> _PROMPT_
Copy each line of the data below exactly, leaving out pictures.
§
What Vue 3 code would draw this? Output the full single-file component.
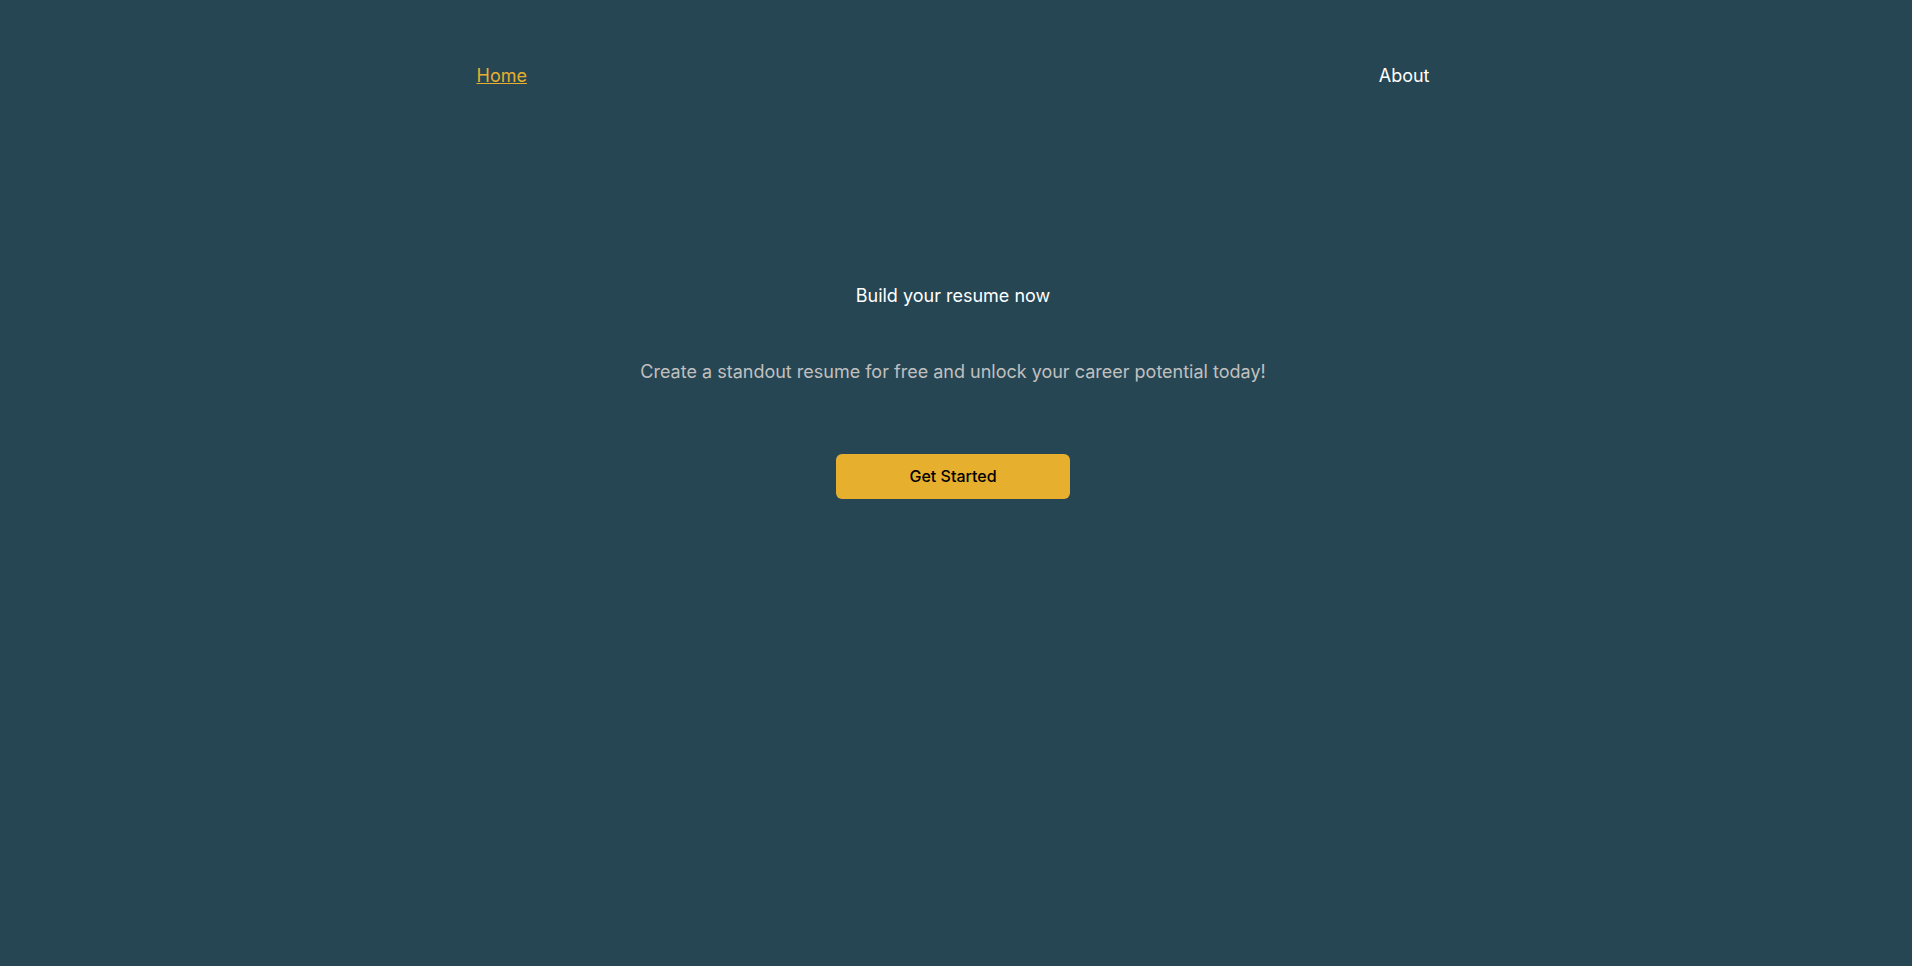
<script setup>
const links = [
  { label: 'Home', href: '#home', active: true },
  { label: 'About', href: '#about', active: false },
]
</script>

<template>
  <div class="page">
    <header>
      <nav class="nav">
        <a v-for="l in links" :key="l.label" :href="l.href" class="link" :class="{ active: l.active }">{{ l.label }}</a>
      </nav>
    </header>
    <main class="hero">
      <h1 class="title">Build your resume now</h1>
      <p class="lead">Create a standout resume for free and unlock your career potential today!</p>
      <button type="button" class="cta">Get Started</button>
    </main>
  </div>
</template>

<style>
body {
  background: #264653;
}
</style>

<style scoped>
.page {
  min-height: 100vh;
  box-sizing: border-box;
  padding: 62px 6px 24px 0;
  background: #264653;
  color: #fff;
  font-family: Inter, sans-serif;
  font-size: 18px;
  line-height: 28px;
}
.nav {
  display: flex;
  justify-content: space-between;
  width: 50%;
  min-width: 280px;
  margin: 0 auto;
}
.link {
  color: inherit;
  text-decoration: none;
}
.active {
  color: #e6af2e;
  text-decoration: underline;
}
.hero {
  display: flex;
  flex-direction: column;
  align-items: center;
  margin-top: 192px;
  text-align: center;
}
.title,
.lead {
  margin: 0 0 48px;
  font-size: 18px;
  font-weight: 400;
}
.lead {
  color: #c0c0c0;
  margin-bottom: 68px;
}
.cta {
  width: 234px;
  max-width: 100%;
  padding: 10px 16px 11px;
  border: 0;
  border-radius: 6px;
  background: #e6af2e;
  color: #000;
  font: 500 16px/24px Inter, sans-serif;
  cursor: pointer;
}
</style>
§
> _SOLVED PROBLEM_
What Vue 3 code would draw this? Output the full single-file component.
<script setup>
const links = [
  { label: 'Home', href: '#home', active: true },
  { label: 'About', href: '#about', active: false },
]
</script>

<template>
  <div class="page">
    <header>
      <nav class="nav">
        <a v-for="l in links" :key="l.label" :href="l.href" class="link" :class="{ active: l.active }">{{ l.label }}</a>
      </nav>
    </header>
    <main class="hero">
      <h1 class="title">Build your resume now</h1>
      <p class="lead">Create a standout resume for free and unlock your career potential today!</p>
      <button type="button" class="cta">Get Started</button>
    </main>
  </div>
</template>

<style>
body {
  background: #264653;
}
</style>

<style scoped>
.page {
  min-height: 100vh;
  box-sizing: border-box;
  padding: 62px 6px 24px 0;
  background: #264653;
  color: #fff;
  font-family: Inter, sans-serif;
  font-size: 18px;
  line-height: 28px;
}
.nav {
  display: flex;
  justify-content: space-between;
  width: 50%;
  min-width: 280px;
  margin: 0 auto;
}
.link {
  color: inherit;
  text-decoration: none;
}
.active {
  color: #e6af2e;
  text-decoration: underline;
}
.hero {
  display: flex;
  flex-direction: column;
  align-items: center;
  margin-top: 192px;
  text-align: center;
}
.title,
.lead {
  margin: 0 0 48px;
  font-size: 18px;
  font-weight: 400;
}
.lead {
  color: #c0c0c0;
  margin-bottom: 68px;
}
.cta {
  width: 234px;
  max-width: 100%;
  padding: 10px 16px 11px;
  border: 0;
  border-radius: 6px;
  background: #e6af2e;
  color: #000;
  font: 500 16px/24px Inter, sans-serif;
  cursor: pointer;
}
</style>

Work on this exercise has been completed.